I waved my hand in front of my face trying to dispel the antiseptic fog. “You’re not telling the landlady, of all people, about Eli.”
“Yeah. She wouldn’t be too thrilled about the idea of someone living with us.”
She said this as if it were news. Already we were making Eli park four blocks away so the sight of the old Volkswagen wouldn’t rouse suspicion. At that moment I realized two things: (1) Eli was not just between apartments, he was broke; (2) Eli was going to be staying for a very long time.
“Zoë.”
“Oh, sorry—lift.” She lifted the mattress. I pushed it back down.
“What do you mean living with us?”
She feigned innocence. “I didn’t mean anything. I mean he’s living with us until he finds a new place.”
“You said Christmas break. You said he just needed a place for the holiday.”
“I know what I said, but it’s just that everything’s gotten a little more complicated.”
“What about Michael,” I countered. “What does he think?”
“Michael? Why would he care? It’s not like I’m attracted to Eli.” She frowned. “That would be so clichéd, to be in love with Eli. Everybody’s in love with Eli.”
We heard the front door open and shut. The subject was closed.
I found Eli in the kitchen, investigating Zoë’s latest bulgur wheat soup experiment.
“Is it food?” he asked.
“It’s edible,” I said. “It’s nutritious.”
Tentatively, he lifted a spoonful to his mouth. The phone number written on the back of his hand was two days old. The ink had begun to fade, but I was willing to wager that the 9 and the 3 and the first letters of the owner’s name—CAL—might last to the weekend.
Considering the fact that he’d spent the last four weeks as live bait, I hadn’t minded his unkempt appearance at first; I’d begun to wonder, however, whether he hadn’t been wearing the same variation of two outfits since arriving
. Or maybe it was his scent that alarmed me, an odor pungent but seductive, like upturned, sun-baked earth.
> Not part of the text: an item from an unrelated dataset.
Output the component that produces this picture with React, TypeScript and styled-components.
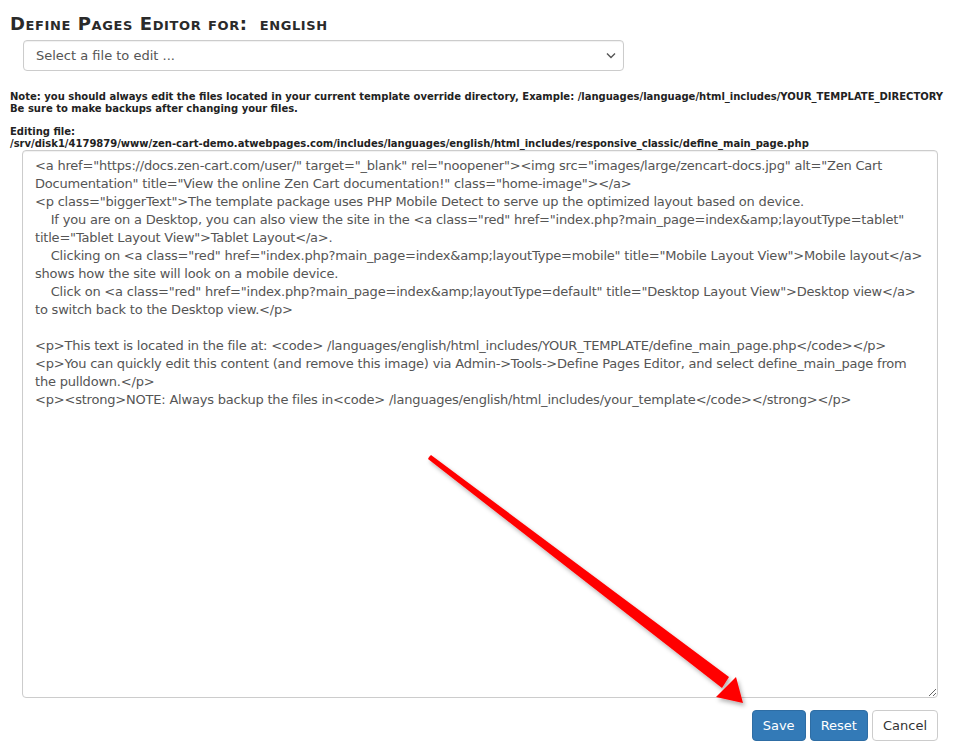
import React from "react";
import styled, { createGlobalStyle } from "styled-components";

const GlobalStyle = createGlobalStyle`
  html, body {
    margin: 0;
    padding: 0;
    background: #ffffff;
  }
  body {
    font-family: "DejaVu Sans", Verdana, sans-serif;
    color: #333;
  }
`;

const Page = styled.div`
  position: relative;
  width: 960px;
  height: 756px;
  padding: 14px 10px 0 10px;
  box-sizing: border-box;
  overflow: hidden;
`;

const Title = styled.h1`
  margin: 0 0 6px 0;
  font-size: 18px;
  font-weight: bold;
  font-variant: small-caps;
  letter-spacing: 0.6px;
  color: #2a2a2a;
  line-height: 20px;
  span {
    margin-left: 12px;
  }
`;

const SelectWrap = styled.div`
  position: relative;
  margin-left: 13px;
  width: 601px;
`;

const FileSelect = styled.select`
  appearance: none;
  width: 100%;
  height: 31px;
  padding: 0 12px;
  border: 1px solid #ccc;
  border-radius: 4px;
  background: #fff;
  font-family: "DejaVu Sans", Verdana, sans-serif;
  font-size: 13px;
  color: #555;
  box-shadow: inset 0 1px 1px rgba(0, 0, 0, 0.06);
`;

const Chevron = styled.svg`
  position: absolute;
  right: 8px;
  top: 12px;
  pointer-events: none;
`;

const Note = styled.p`
  margin: 20px 0 0 0;
  font-size: 10px;
  font-weight: bold;
  line-height: 12px;
  color: #222;
`;

const EditingLabel = styled.p`
  margin: 11px 0 0 0;
  font-size: 10px;
  font-weight: bold;
  line-height: 12px;
  color: #222;
`;

const Editor = styled.textarea`
  display: block;
  margin: 0 0 0 12px;
  width: 916px;
  height: 548px;
  box-sizing: border-box;
  padding: 6px 12px;
  border: 1px solid #ccc;
  border-radius: 4px;
  font-family: "DejaVu Sans", Verdana, sans-serif;
  font-size: 13px;
  letter-spacing: -0.2px;
  line-height: 18px;
  color: #555;
  resize: both;
  outline: none;
  box-shadow: inset 0 1px 1px rgba(0, 0, 0, 0.06);
`;

const Actions = styled.div`
  display: flex;
  justify-content: flex-end;
  gap: 4px;
  margin-top: 12px;
  width: 928px;
`;

const Button = styled.button<{ $primary?: boolean }>`
  height: 31px;
  padding: 0 10px;
  border-radius: 4px;
  font-family: "DejaVu Sans", Verdana, sans-serif;
  font-size: 13px;
  cursor: pointer;
  border: 1px solid ${(p) => (p.$primary ? "#2e6da4" : "#ccc")};
  background: ${(p) => (p.$primary ? "#337ab7" : "#fff")};
  color: ${(p) => (p.$primary ? "#fff" : "#333")};
`;

const Arrow = styled.svg`
  position: absolute;
  left: 0;
  top: 0;
  pointer-events: none;
`;

const content = `<a href="https://docs.zen-cart.com/user/" target="_blank" rel="noopener"><img src="images/large/zencart-docs.jpg" alt="Zen Cart Documentation" title="View the online Zen Cart documentation!" class="home-image"></a>
<p class="biggerText">The template package uses PHP Mobile Detect to serve up the optimized layout based on device.
    If you are on a Desktop, you can also view the site in the <a class="red" href="index.php?main_page=index&amp;layoutType=tablet" title="Tablet Layout View">Tablet Layout</a>.
    Clicking on <a class="red" href="index.php?main_page=index&amp;layoutType=mobile" title="Mobile Layout View">Mobile layout</a> shows how the site will look on a mobile device.
    Click on <a class="red" href="index.php?main_page=index&amp;layoutType=default" title="Desktop Layout View">Desktop view</a> to switch back to the Desktop view.</p>

<p>This text is located in the file at: <code> /languages/english/html_includes/YOUR_TEMPLATE/define_main_page.php</code></p>
<p>You can quickly edit this content (and remove this image) via Admin->Tools->Define Pages Editor, and select define_main_page from the pulldown.</p>
<p><strong>NOTE: Always backup the files in<code> /languages/english/html_includes/your_template</code></strong></p>`;

export default function App() {
  return (
    <>
      <GlobalStyle />
      <Page>
        <Title>
          Define Pages Editor for:<span>english</span>
        </Title>
        <SelectWrap>
          <FileSelect defaultValue="">
            <option value="">Select a file to edit ...</option>
          </FileSelect>
          <Chevron width="10" height="7" viewBox="0 0 10 7">
            <path d="M1 1.5 L5 5.5 L9 1.5" fill="none" stroke="#555" strokeWidth="1.4" />
          </Chevron>
        </SelectWrap>
        <Note>
          Note: you should always edit the files located in your current template override directory, Example: /languages/language/html_includes/YOUR_TEMPLATE_DIRECTORY
          <br />
          Be sure to make backups after changing your files.
        </Note>
        <EditingLabel>
          Editing file:
          <br />
          /srv/disk1/4179879/www/zen-cart-demo.atwebpages.com/includes/languages/english/html_includes/responsive_classic/define_main_page.php
        </EditingLabel>
        <Editor defaultValue={content} spellCheck={false} />
        <Actions>
          <Button $primary>Save</Button>
          <Button $primary>Reset</Button>
          <Button>Cancel</Button>
        </Actions>
        <Arrow width="960" height="756" viewBox="0 0 960 756">
          <defs>
            <filter id="sh" x="-10%" y="-10%" width="120%" height="120%">
              <feDropShadow dx="2" dy="3" stdDeviation="2" floodColor="#000" floodOpacity="0.3" />
            </filter>
          </defs>
          <g filter="url(#sh)" fill="#ff0000">
            <polygon points="429,457 431,455 729,677 722,688 428,459" />
            <polygon points="736,677 743,703 716,697" />
          </g>
        </Arrow>
      </Page>
    </>
  );
}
“I want to meet this Eli.” I held the phone an inch from my ear; Brian had my mother’s volume. He was five years younger than me but insisted on acting like a big brother. “Are you charging him rent?”
“No, we’re not charging him rent,” I said. “I thought he was just visiting for the weekend.”
“You need a timeline. A plan for eviction. You don’t just let people come live with you. What if your landlord finds out?”
“She won’t find out. You’re starting to sound like Mom.”
I hadn’t meant to talk about Eli and I certainly hadn’t meant to jeopardize my brother’s good mood. He and Marie were registering for wedding gifts. “Amebuger!” he’d shouted into the phone when he picked up. “Vacuum cleaner with or without the central dust segregator?”
Direct contact with my brother had become a rare thing since he started medical school. When he wasn’t in lecture, he was in the library. I couldn’t remember the last time we hadn’t held a conversation in whispers.
“How’s Marie doing?” I asked to change the subject.
He asked her. “She says she’s surviving, how are you? She’s still in family med, so her schedule is good. She’d be better if Mom wasn’t driving her crazy.”
“Wedding stuff?”
“You’d think napkin anagrams were the be-all end-all.”
“Monograms,” I corrected.
“Whatever. She’s making Marie nuts.”
We discussed their honeymoon plans and our mother’s relative insanity with all things wedding. When the conversation hit a lull, I worried the button on my blouse.
“Brian,” I began, tentative. “I told the chair of the department I would teach again next semester.”
There was a pause.
“So no planned escapes from Copenhagen?”
“I don’t have the money—or the prospects. Do you think it’s a mistake to stay?”
“A mistake? They pay you, right? And you get to write your stories, right? Sounds like a good setup to me.”